» What to work on:
Only the lines from the top of the listing below to the line that has "const tabs = ['Настройки" should be echoed, with both ends kept and pictures left out.

» Dataset content:
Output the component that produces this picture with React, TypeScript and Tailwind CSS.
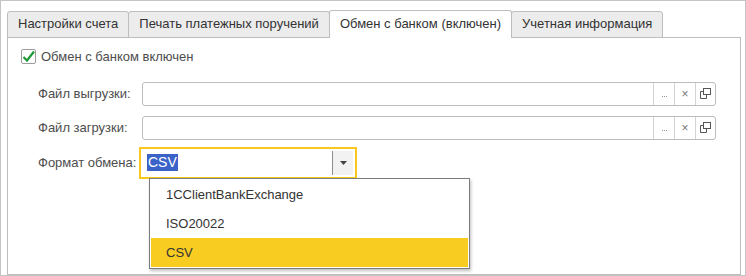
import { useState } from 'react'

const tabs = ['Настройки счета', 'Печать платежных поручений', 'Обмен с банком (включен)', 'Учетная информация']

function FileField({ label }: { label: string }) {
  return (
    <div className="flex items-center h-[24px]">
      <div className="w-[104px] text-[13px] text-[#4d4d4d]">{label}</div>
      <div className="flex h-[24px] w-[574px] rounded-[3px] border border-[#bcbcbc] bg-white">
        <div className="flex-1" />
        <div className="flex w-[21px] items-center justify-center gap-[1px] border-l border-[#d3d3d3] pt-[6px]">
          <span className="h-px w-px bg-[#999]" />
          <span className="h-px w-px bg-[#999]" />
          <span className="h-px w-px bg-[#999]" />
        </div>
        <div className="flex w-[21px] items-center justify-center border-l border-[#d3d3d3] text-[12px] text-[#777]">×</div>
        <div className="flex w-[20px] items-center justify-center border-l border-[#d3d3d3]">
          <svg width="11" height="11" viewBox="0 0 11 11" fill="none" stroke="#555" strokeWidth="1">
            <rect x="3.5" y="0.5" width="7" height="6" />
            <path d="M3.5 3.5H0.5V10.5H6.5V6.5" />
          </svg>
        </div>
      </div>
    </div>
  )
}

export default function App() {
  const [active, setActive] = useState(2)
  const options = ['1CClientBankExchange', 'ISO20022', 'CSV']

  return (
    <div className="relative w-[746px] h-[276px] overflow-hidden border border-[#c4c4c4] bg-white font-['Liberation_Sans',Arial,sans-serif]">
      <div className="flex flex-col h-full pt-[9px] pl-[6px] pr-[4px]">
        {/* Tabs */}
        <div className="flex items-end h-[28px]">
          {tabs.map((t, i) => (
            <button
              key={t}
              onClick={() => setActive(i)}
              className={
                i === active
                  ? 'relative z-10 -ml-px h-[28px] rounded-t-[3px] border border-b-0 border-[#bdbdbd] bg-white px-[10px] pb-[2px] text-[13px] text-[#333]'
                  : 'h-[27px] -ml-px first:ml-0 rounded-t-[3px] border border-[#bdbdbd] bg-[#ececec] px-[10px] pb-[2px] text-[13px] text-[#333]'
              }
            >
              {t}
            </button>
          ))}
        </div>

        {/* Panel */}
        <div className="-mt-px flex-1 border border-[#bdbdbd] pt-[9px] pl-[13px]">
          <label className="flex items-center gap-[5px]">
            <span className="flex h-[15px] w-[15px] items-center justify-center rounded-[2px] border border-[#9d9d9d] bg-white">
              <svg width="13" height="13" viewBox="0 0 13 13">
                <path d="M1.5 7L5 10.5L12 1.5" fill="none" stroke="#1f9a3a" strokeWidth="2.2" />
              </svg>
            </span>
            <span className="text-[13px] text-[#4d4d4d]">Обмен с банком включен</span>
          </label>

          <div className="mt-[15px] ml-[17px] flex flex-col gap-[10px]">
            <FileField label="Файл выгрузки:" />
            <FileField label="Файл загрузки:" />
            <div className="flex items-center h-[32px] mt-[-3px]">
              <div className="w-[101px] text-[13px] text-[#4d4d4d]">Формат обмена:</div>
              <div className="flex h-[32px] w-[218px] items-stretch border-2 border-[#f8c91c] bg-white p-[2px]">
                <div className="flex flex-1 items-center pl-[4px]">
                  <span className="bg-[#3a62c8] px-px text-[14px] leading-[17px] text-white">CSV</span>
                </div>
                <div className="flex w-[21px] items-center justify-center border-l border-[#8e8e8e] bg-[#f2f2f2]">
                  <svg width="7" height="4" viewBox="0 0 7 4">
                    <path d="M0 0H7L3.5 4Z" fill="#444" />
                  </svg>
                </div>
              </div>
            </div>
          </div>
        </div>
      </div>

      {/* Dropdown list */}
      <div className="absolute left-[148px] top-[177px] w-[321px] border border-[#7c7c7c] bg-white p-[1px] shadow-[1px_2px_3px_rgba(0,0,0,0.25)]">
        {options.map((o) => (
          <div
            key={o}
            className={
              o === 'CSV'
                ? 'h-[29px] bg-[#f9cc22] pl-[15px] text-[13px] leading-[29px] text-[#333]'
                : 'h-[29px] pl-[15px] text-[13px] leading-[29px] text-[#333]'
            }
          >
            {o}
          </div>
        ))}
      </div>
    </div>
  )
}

» Written solution:
Output the component that produces this picture with React, TypeScript and Tailwind CSS.
import { useState } from 'react'

const tabs = ['Настройки счета', 'Печать платежных поручений', 'Обмен с банком (включен)', 'Учетная информация']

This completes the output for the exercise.